Abstract

Subsidence of Summer Lake basin, situated in the northwestern Basin and Range province in south-central Oregon, has exposed a kilometer-thick Neogene sequence of dense volcanic flow rocks overlying very weak tuffaceous sedimentary rocks in the bounding Winter Ridge–Slide Mountain escarpment. Subsidence occurs along the active, 40-km-long, Winter Ridge–Slide Mountain fault, which is capable of producing Mw ≈ 7 earthquakes with near-field, maximum horizontal acceleration approaching 1 g. Gigantic landslides cubic kilometers in volume scallop the southwestern part of the escarpment, and the deposits run out several kilometers, characteristic of rock avalanches. Geotechnical rock-mass characterization and slope- stability analyses confirm observations that these landslides were initiated within the weak tuffaceous sedimentary rocks along shallow, east-dipping, planar failure surfaces, are insensitive to groundwater fluctuations, and are stable under static conditions.

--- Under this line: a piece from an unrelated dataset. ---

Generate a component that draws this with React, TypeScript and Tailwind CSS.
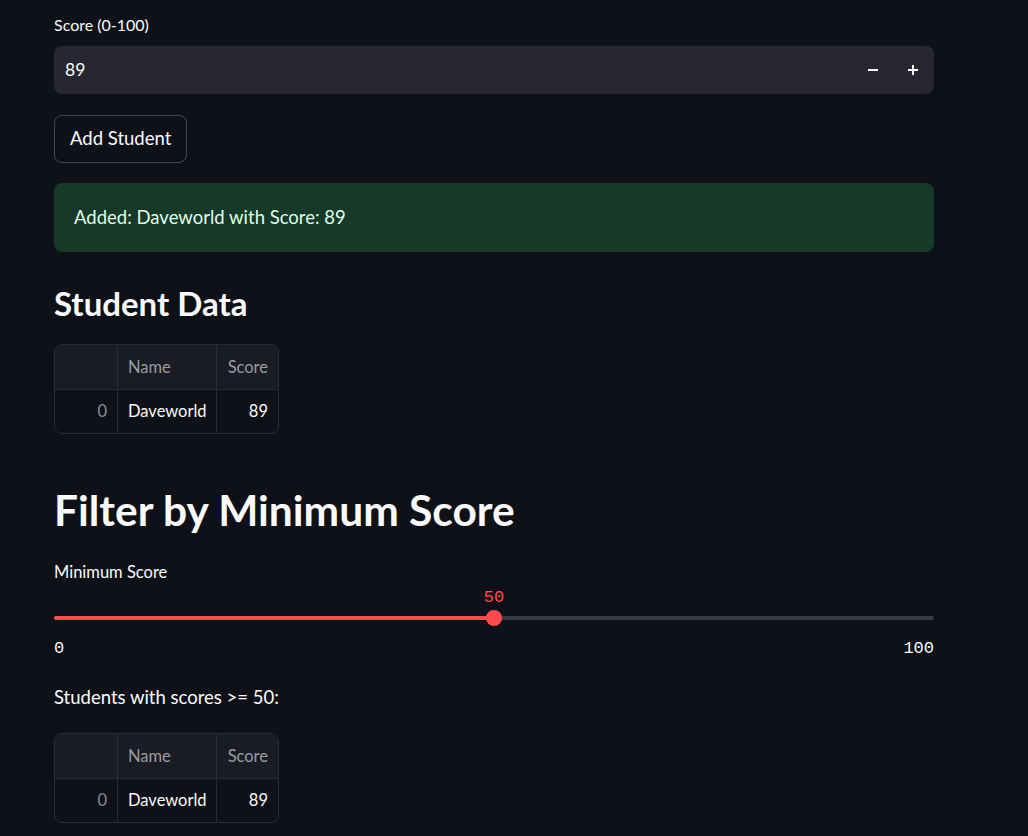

Pseudostatic analyses reveal that strong shaking is required to trigger landsliding. The Bennett Flat landslide failed as a single event between 900–270 ka and 16.8 ka; the landslide has a depletion-zone volume of 1.1 km3, but only 0.3 km3 of debris is discernible in the accumulation zone. The Foster Creek landslide also appears to have failed as a single event between 180 and 16.8 ka; the landslide has a depletion-zone volume of 2.9 km3, but only 0.3 km3 of debris is discernible in the accumulation zone. The Punchbowl landslide evidences multiple events, the most recent of which failed in the Holocene and had a volume of 0.4 km3; 0.5 km3 of debris is found in the accumulation zone.